(Records from a data source)
* * * * * * *
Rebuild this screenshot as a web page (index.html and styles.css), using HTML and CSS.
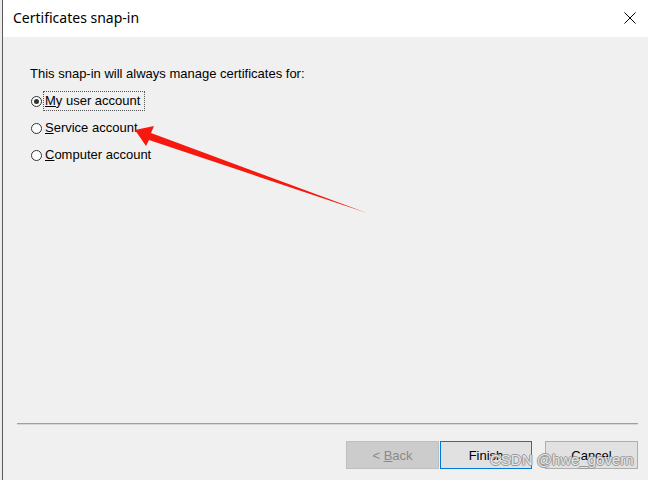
FILE: index.html
```html
<!DOCTYPE html>
<html>
<head>
<meta charset="utf-8">
<link rel="stylesheet" href="styles.css">
</head>
<body>
<div class="screen">
  <div class="edge"></div>
  <div class="dialog">
    <div class="titlebar">
      <span class="title">Certificates snap-in</span>
      <svg class="close" width="12" height="12" viewBox="0 0 12 12"><path d="M0.5 0.5 L11.5 11.5 M11.5 0.5 L0.5 11.5" stroke="#000" stroke-width="1" fill="none"/></svg>
    </div>
    <div class="body">
      <div class="main">
        <p class="heading">This snap-in will always manage certificates for:</p>
        <div class="options">
          <div class="option"><span class="radio checked"></span><span class="label focus"><u>M</u>y user account</span></div>
          <div class="option"><span class="radio"></span><span class="label"><u>S</u>ervice account</span></div>
          <div class="option"><span class="radio"></span><span class="label"><u>C</u>omputer account</span></div>
        </div>
      </div>
      <div class="separator"></div>
      <div class="footer">
        <div class="btn disabled"><span>&lt; <u>B</u>ack</span></div>
        <div class="btn default"><span>Finish</span></div>
        <div class="btn cancel"><span>Cancel</span></div>
      </div>
    </div>
  </div>
  <svg class="arrow" width="648" height="480" viewBox="0 0 648 480">
    <polygon points="135,130 154,126 151,133 367,213 149,140 146,146" fill="#f5190f"/>
  </svg>
  <div class="watermark">CSDN @hwe_govern</div>
</div>
</body>
</html>
```

FILE: styles.css
```css
html, body {
  margin: 0;
  padding: 0;
  background: #f0f0f0;
}
.screen {
  position: relative;
  width: 648px;
  height: 480px;
  display: flex;
  overflow: hidden;
}
.edge {
  width: 2px;
  background: #ececec;
  border-right: 1px solid #5a5a5a;
  flex: none;
}
.dialog {
  flex: 1;
  display: flex;
  flex-direction: column;
}
.titlebar {
  height: 37px;
  background: #ffffff;
  display: flex;
  align-items: center;
  justify-content: space-between;
  padding: 0 12px 0 10px;
  flex: none;
}
.title {
  font-family: "Noto Sans", "Liberation Sans", sans-serif;
  font-size: 14px;
  color: #000;
  margin-top: -2px;
}
.close {
  display: block;
  margin-top: -2px;
}
.body {
  flex: 1;
  display: flex;
  flex-direction: column;
  background: #f0f0f0;
  font-family: "Liberation Sans", Arial, sans-serif;
  font-size: 13px;
  color: #000;
}
.main {
  flex: 1;
  padding: 29px 0 0 27px;
}
.heading {
  margin: 0;
  line-height: 15px;
}
.options {
  margin-top: 10px;
  display: flex;
  flex-direction: column;
  gap: 7px;
}
.option {
  display: flex;
  align-items: center;
  height: 20px;
}
.radio {
  width: 9px;
  height: 9px;
  border: 1px solid #333;
  border-radius: 50%;
  background: #fff;
  margin-left: 1px;
  position: relative;
  flex: none;
}
.radio.checked::after {
  content: "";
  position: absolute;
  left: 2px;
  top: 2px;
  width: 5px;
  height: 5px;
  border-radius: 50%;
  background: #333;
}
.label {
  margin-left: 1px;
  padding: 1px 4px 1px 1px;
  border: 1px solid transparent;
  line-height: 16px;
}
.label.focus {
  border: 1px dotted #555;
}
.separator {
  margin: 0 10px 0 14px;
  height: 1px;
  background: #a0a0a0;
  border-bottom: 1px solid #d8d8d8;
}
.footer {
  display: flex;
  justify-content: flex-end;
  padding: 16px 10px 11px 0;
}
.btn {
  width: 91px;
  height: 26px;
  border: 1px solid #adadad;
  background: #e1e1e1;
  display: flex;
  align-items: center;
  justify-content: center;
  font-size: 13px;
}
.btn.disabled {
  background: #cccccc;
  border-color: #bfbfbf;
  color: #8a8a8a;
}
.btn.default {
  width: 90px;
  border-color: #0078d7;
  margin-left: 1px;
}
.btn.cancel {
  margin-left: 13px;
}
.arrow {
  position: absolute;
  left: 0;
  top: 0;
  pointer-events: none;
}
.watermark {
  position: absolute;
  left: 490px;
  top: 451px;
  font-family: "Liberation Sans", Arial, sans-serif;
  font-size: 15px;
  color: rgba(255, 255, 255, 0.75);
  text-shadow: 1px 0 0 #9a9a9a, -1px 0 0 #9a9a9a, 0 1px 0 #9a9a9a, 0 -1px 0 #9a9a9a;
  pointer-events: none;
}
```
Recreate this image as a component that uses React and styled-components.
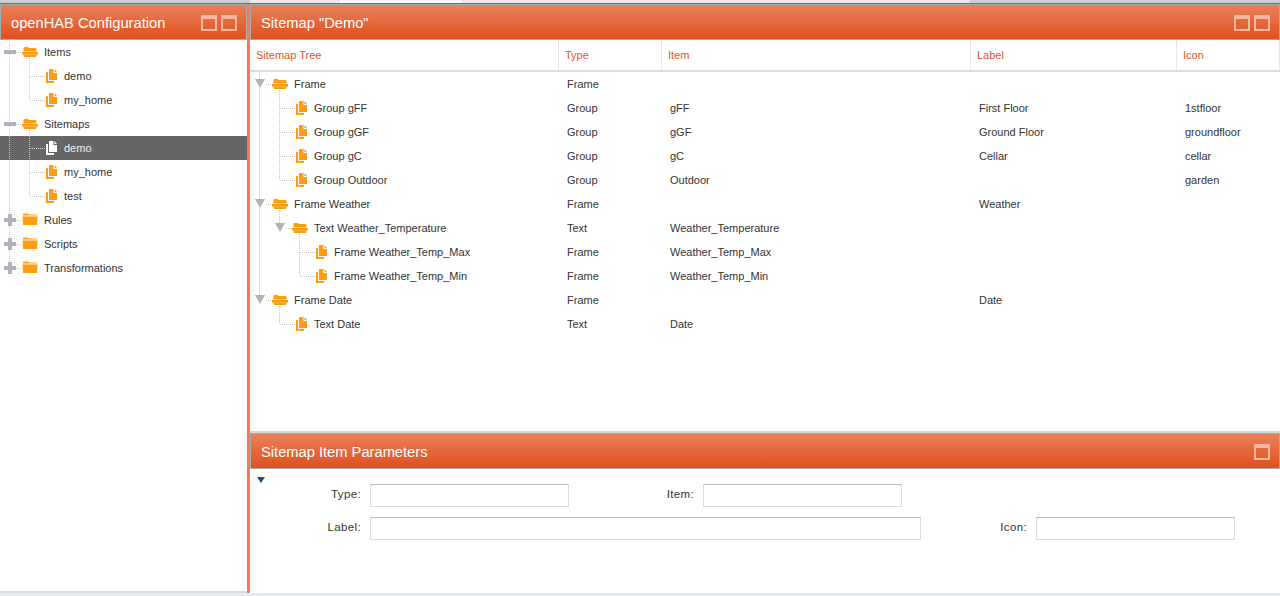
import React from "react";
import styled, { createGlobalStyle } from "styled-components";

const Global = createGlobalStyle`
  html, body { margin: 0; padding: 0; background: #fff; height: 100%; overflow: hidden; }
  #root { height: 100%; }
  * { box-sizing: border-box; }
`;

const cols = "309px 103px 309px 206px 103px";

const Page = styled.div`
  width: 1280px;
  height: 596px;
  display: flex;
  flex-direction: column;
  font-family: "Liberation Sans", Arial, sans-serif;
  font-size: 11px;
  color: #333;
  background: #e8ebee;
`;
const TopStrip = styled.div`
  height: 4px;
  flex: none;
  background: #ccd0d0;
  border-bottom: 1px solid #5f7a5a;
  display: flex;
`;
const StripTab = styled.div`
  width: ${p => p.$width}px;
  background: ${p => p.$color};
`;
const Body = styled.div`
  height: 589px;
  flex: none;
  display: flex;
`;
const LeftPanel = styled.div`
  width: 247px;
  flex: none;
  background: #fff;
  display: flex;
  flex-direction: column;
  border-bottom: 2px solid #d5dde2;
`;
const Splitter = styled.div`
  width: 3px;
  flex: none;
  background: #e8805c;
`;
const RightColumn = styled.div`
  width: 1030px;
  flex: none;
  display: flex;
  flex-direction: column;
`;
const Header = styled.div`
  height: 36px;
  flex: none;
  display: flex;
  align-items: center;
  justify-content: space-between;
  padding: 2px 9px 0 10px;
  background: linear-gradient(#e98159, #e04f1e);
  border: 1px solid #a3adb3;
  color: #fff;
  font-size: 14.7px;
`;
const HeaderTools = styled.div`
  display: flex;
  gap: 4px;
`;
const WinButton = styled.div`
  width: 16px;
  height: 16px;
  border: 2px solid #f5b9a3;
  border-top-width: 4px;
`;
const TreeRow = styled.div`
  position: relative;
  height: 24px;
  background: ${p => (p.$selected ? "#666" : "transparent")};
  color: ${p => (p.$selected ? "#eee" : "#333")};
  white-space: nowrap;
`;
const Guide = styled.svg`
  position: absolute;
  left: 0;
  top: 0;
  pointer-events: none;
`;
const RowIcon = styled.svg`
  position: absolute;
  top: 4px;
  left: ${p => p.$left}px;
`;
const RowLabel = styled.span`
  position: absolute;
  top: 6px;
  left: ${p => p.$left}px;
`;
const SitemapPanel = styled.div`
  height: 427px;
  flex: none;
  background: #fff;
  display: flex;
  flex-direction: column;
`;
const ColumnBar = styled.div`
  height: 32px;
  flex: none;
  display: grid;
  grid-template-columns: ${cols};
  border-bottom: 2px solid #d8dde0;
`;
const ColumnHead = styled.div`
  display: flex;
  align-items: center;
  padding-left: 6px;
  color: #e0562a;
  font-size: 11px;
  border-right: 1px solid #e6e8ea;
`;
const TreeGridBody = styled.div`
  flex: 1;
`;
const GridRow = styled.div`
  height: 24px;
  display: grid;
  grid-template-columns: ${cols};
  align-items: center;
`;
const Cell = styled.div`
  padding-left: 8px;
  white-space: nowrap;
`;
const ParamPanel = styled.div`
  flex: 1;
  border-top: 2px solid #d2d8db;
  background: #fff;
  display: flex;
  flex-direction: column;
`;
const ParamBody = styled.div`
  position: relative;
  flex: 1;
  display: flex;
  flex-direction: column;
  gap: 10px;
  padding-top: 15px;
`;
const ParamRow = styled.div`
  display: flex;
  height: 23px;
`;
const Collapse = styled.div`
  position: absolute;
  left: 7px;
  top: 8px;
  width: 0;
  height: 0;
  border-left: 4px solid transparent;
  border-right: 4px solid transparent;
  border-top: 6px solid #0b4ea2;
`;
const FieldLabel = styled.label`
  width: ${p => p.$width}px;
  display: flex;
  align-items: center;
  justify-content: flex-end;
  padding: 0 9px 4px 0;
  color: #333;
  font-size: 11.5px;
  letter-spacing: 0.35px;
`;
const Field = styled.div`
  width: ${p => p.$width}px;
  height: 23px;
  border: 1px solid #dcdcdc;
  border-top-color: #bbb;
  background: #fff;
`;

const FolderOpen = ({ left }) => (
  <RowIcon $left={left} width="18" height="16" viewBox="0 0 18 16">
    <path d="M1.5 4 Q1.5 3 2.5 3 L6 3 L7 4 L13.5 4 Q14.5 4 14.5 5 L14.5 7.4 L1.5 7.4 Z" fill="#ff9d0f" />
    <rect x="0" y="8" width="16" height="2.7" fill="#ff9d0f" />
    <path d="M1.5 10.7 L14.5 10.7 L14 13 L2 13 Z" fill="#ff9d0f" />
  </RowIcon>
);
const FolderClosed = ({ left }) => (
  <RowIcon $left={left} width="18" height="16" viewBox="0 0 18 16">
    <path d="M1 2.5 L1 1.5 L6 1.5 L7 2.5 L15 2.5 L15 3.6 L1 3.6 Z" fill="#ff9d0f" />
    <path d="M0.5 4.4 L15.5 4.4 L15 13 L1 13 Z" fill="#ff9d0f" />
  </RowIcon>
);
const Doc = ({ left, color = "#ff9d0f" }) => (
  <RowIcon $left={left} width="14" height="16" viewBox="0 0 14 16">
    <path d="M4 1 L8.5 1 L8.5 5 L12 5 L12 12 L4 12 Z M9.5 1 L12 3.9 L9.5 3.9 Z" fill={color} />
    <path d="M1 4 L3 4 L3 13 L9 13 L9 15 L1 15 Z" fill={color} />
  </RowIcon>
);
const PlusExp = ({ left }) => (
  <RowIcon $left={left} width="14" height="16" viewBox="0 0 14 16">
    <path d="M5 2 L9 2 L9 6 L13 6 L13 10 L9 10 L9 14 L5 14 L5 10 L1 10 L1 6 L5 6 Z" fill="#aeb4bf" />
  </RowIcon>
);
const MinusExp = ({ left }) => (
  <RowIcon $left={left} width="14" height="16" viewBox="0 0 14 16">
    <rect x="1" y="6" width="12" height="4" fill="#aeb4bf" />
  </RowIcon>
);
const TriExp = ({ left }) => (
  <RowIcon $left={left} width="14" height="16" viewBox="0 0 14 16">
    <path d="M2 3 L12 3 L7 12 Z" fill="#aeb4bf" />
  </RowIcon>
);

const dotted = { stroke: "#c4c4c4", strokeDasharray: "1 1" };
const Lines = ({ width, v = [], half = [], low = [], h }) => (
  <Guide width={width} height="24">
    {v.map(x => <line key={x} x1={x + 0.5} x2={x + 0.5} y1="0" y2="24" {...dotted} />)}
    {half.map(x => <line key={x} x1={x + 0.5} x2={x + 0.5} y1="0" y2="12" {...dotted} />)}
    {low.map(x => <line key={x} x1={x + 0.5} x2={x + 0.5} y1="12" y2="24" {...dotted} />)}
    <line x1={h[0]} x2={h[1]} y1="12.5" y2="12.5" {...dotted} stroke={h[2] || dotted.stroke} />
  </Guide>
);

const leftRows = [
  { t: "Items", kind: "minus", v: [9], low: [29] },
  { t: "demo", kind: "doc", v: [9, 29] },
  { t: "my_home", kind: "doc", v: [9], half: [29] },
  { t: "Sitemaps", kind: "minus", v: [9], low: [29] },
  { t: "demo", kind: "doc", v: [9, 29], sel: true },
  { t: "my_home", kind: "doc", v: [9, 29] },
  { t: "test", kind: "doc", v: [9], half: [29] },
  { t: "Rules", kind: "plus", v: [9] },
  { t: "Scripts", kind: "plus", v: [9] },
  { t: "Transformations", kind: "plus", half: [9] },
];

const gridRows = [
  { t: "Frame", d: 0, k: "tri", v: [9], low: [29], c: ["Frame", "", "", ""] },
  { t: "Group gFF", d: 1, v: [9, 29], c: ["Group", "gFF", "First Floor", "1stfloor"] },
  { t: "Group gGF", d: 1, v: [9, 29], c: ["Group", "gGF", "Ground Floor", "groundfloor"] },
  { t: "Group gC", d: 1, v: [9, 29], c: ["Group", "gC", "Cellar", "cellar"] },
  { t: "Group Outdoor", d: 1, v: [9], half: [29], c: ["Group", "Outdoor", "", "garden"] },
  { t: "Frame Weather", d: 0, k: "tri", v: [9], low: [29], c: ["Frame", "", "Weather", ""] },
  { t: "Text Weather_Temperature", d: 1, k: "tri", v: [9], half: [29], low: [49], c: ["Text", "Weather_Temperature", "", ""] },
  { t: "Frame Weather_Temp_Max", d: 2, v: [9, 49], c: ["Frame", "Weather_Temp_Max", "", ""] },
  { t: "Frame Weather_Temp_Min", d: 2, v: [9], half: [49], c: ["Frame", "Weather_Temp_Min", "", ""] },
  { t: "Frame Date", d: 0, k: "tri", half: [9], low: [29], c: ["Frame", "", "Date", ""] },
  { t: "Text Date", d: 1, half: [29], c: ["Text", "Date", "", ""] },
];

const Tree = () => (
  <div>
    {leftRows.map((r, i) => {
      const child = r.kind === "doc";
      const hx = child ? [30, 46] : [16, 22];
      return (
        <TreeRow key={i} $selected={r.sel}>
          <Lines width={247} v={r.v} half={r.half} low={r.low} h={[...hx, r.sel ? "#ddd" : undefined]} />
          {r.kind === "minus" && <MinusExp left={3} />}
          {r.kind === "plus" && <PlusExp left={3} />}
          {r.kind === "minus" && <FolderOpen left={22} />}
          {r.kind === "plus" && <FolderClosed left={22} />}
          {child && <Doc left={45} color={r.sel ? "#fff" : undefined} />}
          <RowLabel $left={child ? 64 : 44}>{r.t}</RowLabel>
        </TreeRow>
      );
    })}
  </div>
);

const stripTabs = [
  { width: 250, color: "#ccd0d0" },
  { width: 90, color: "#e8ebe8" },
  { width: 121, color: "#ffffff" },
  { width: 509, color: "#e8ebe8" },
];

export default function App() {
  return (
    <Page>
      <Global />
      <TopStrip>
        {stripTabs.map((s, i) => <StripTab key={i} $width={s.width} $color={s.color} />)}
      </TopStrip>
      <Body>
        <LeftPanel>
          <Header>
            openHAB Configuration
            <HeaderTools>
              <WinButton />
              <WinButton />
            </HeaderTools>
          </Header>
          <Tree />
        </LeftPanel>
        <Splitter />
        <RightColumn>
          <SitemapPanel>
            <Header>
              Sitemap "Demo"
              <HeaderTools>
                <WinButton />
                <WinButton />
              </HeaderTools>
            </Header>
            <ColumnBar>
              <ColumnHead>Sitemap Tree</ColumnHead>
              <ColumnHead>Type</ColumnHead>
              <ColumnHead>Item</ColumnHead>
              <ColumnHead>Label</ColumnHead>
              <ColumnHead>Icon</ColumnHead>
            </ColumnBar>
            <TreeGridBody>
              {gridRows.map((r, i) => {
                const iconLeft = r.k ? 22 + r.d * 20 : 45 + (r.d - 1) * 20;
                const textLeft = 44 + r.d * 20;
                const hx = r.k ? [16 + r.d * 20, 22 + r.d * 20] : [30 + (r.d - 1) * 20, 46 + (r.d - 1) * 20];
                return (
                  <GridRow key={i}>
                    <TreeRow>
                      <Lines width={308} v={r.v} half={r.half} low={r.low} h={hx} />
                      {r.k && <TriExp left={3 + r.d * 20} />}
                      {r.k ? <FolderOpen left={iconLeft} /> : <Doc left={iconLeft} />}
                      <RowLabel $left={textLeft}>{r.t}</RowLabel>
                    </TreeRow>
                    <Cell>{r.c[0]}</Cell>
                    <Cell>{r.c[1]}</Cell>
                    <Cell>{r.c[2]}</Cell>
                    <Cell>{r.c[3]}</Cell>
                  </GridRow>
                );
              })}
            </TreeGridBody>
          </SitemapPanel>
          <ParamPanel>
            <Header>
              Sitemap Item Parameters
              <HeaderTools>
                <WinButton />
              </HeaderTools>
            </Header>
            <ParamBody>
              <Collapse />
              <ParamRow>
                <FieldLabel $width={120}>Type:</FieldLabel>
                <Field $width={199} />
                <FieldLabel $width={134}>Item:</FieldLabel>
                <Field $width={199} />
              </ParamRow>
              <ParamRow>
                <FieldLabel $width={120}>Label:</FieldLabel>
                <Field $width={551} />
                <FieldLabel $width={115}>Icon:</FieldLabel>
                <Field $width={199} />
              </ParamRow>
            </ParamBody>
          </ParamPanel>
        </RightColumn>
      </Body>
    </Page>
  );
}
* * * * * * *
## SET EXERCISE
Look above and copy only the lines from the one holding "Recreate this image" to the one holding "103px 309px 206px", both included, exactly, minus the pictures.

## SOLUTION
Recreate this image as a component that uses React and styled-components.
import React from "react";
import styled, { createGlobalStyle } from "styled-components";

const Global = createGlobalStyle`
  html, body { margin: 0; padding: 0; background: #fff; height: 100%; overflow: hidden; }
  #root { height: 100%; }
  * { box-sizing: border-box; }
`;

const cols = "309px 103px 309px 206px 103px";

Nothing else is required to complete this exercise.